Scottrade has grown fast in the past year. Mr. Riney declined to talk about its profits but said revenue should top $650 million in its current fiscal year, which will end in September. Fiscal-2005 revenue of $464 million was up 33%.
Client trading volume has been growing. It averaged 144,000 trades per day in the quarter that ended March 31, a company record and 49% more than a year earlier. (Charles Schwab Corp. averaged 275,200 in the quarter; TD Ameritrade Holding Corp., a Toronto-Dominion Bank affiliate, 254,382; and E-Trade Financial Corp. 181,159.)
Scottrade boasts the second-largest branch network in the online brokerage industry - 265 branches, including three that opened in April. (Three more will do so this month) It had 228 at the end of March 2005 and expects to have 500 in less than five years.
Mr. Riney attributes much of the growth to a healthier market, customer satisfaction - and dislocation from industry consolidation. Last year, for example, TD Waterhouse and Ameritrade merged to form TD Ameritrade and E-Trade bought BrownCo and Harrisdirect.

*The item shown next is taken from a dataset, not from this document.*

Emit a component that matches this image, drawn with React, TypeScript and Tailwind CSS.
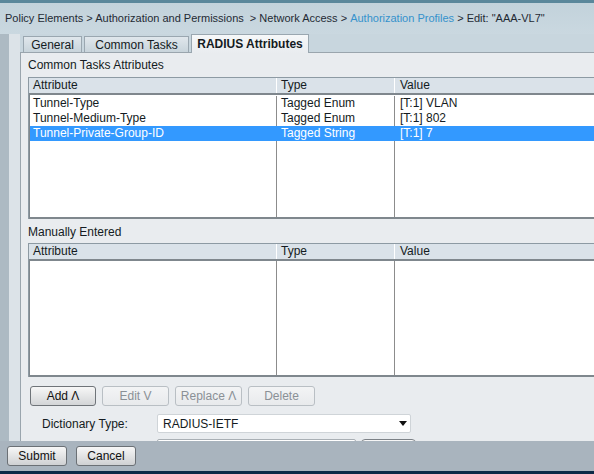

Lower prices for trades also help. Scottrade charges $7 regardless of the customer's assets and level of activity. By contrast, E-Trade's lowest price, $6.99 a trade, requires at least 1,500 of them per quarter, said Keefe Bruyette's Mr. Herr. At TD Ameritrade, investors of all kinds pay $9.99 a trade under a fee structure introduced last month.
Lower pricing may be one reason that competitors have not taken a hard look at Scottrade, Mr. Herr said. "You'd have an issue where you'd be buying back your own customers - those that left you for a lower price," he said.
Scottrade does face some challenges. "Over time, equity trading commissions do go lower - and they'll have to compete with that - as these other companies have offsets" from asset management fees, Mr. Herr said.
For now, however, Scottrade intends to maintain its discount brokerage model. "Right now I think it's an advantage to keep it streamlined and simple and to appeal to clients who want just that from us," Mr. Riney said.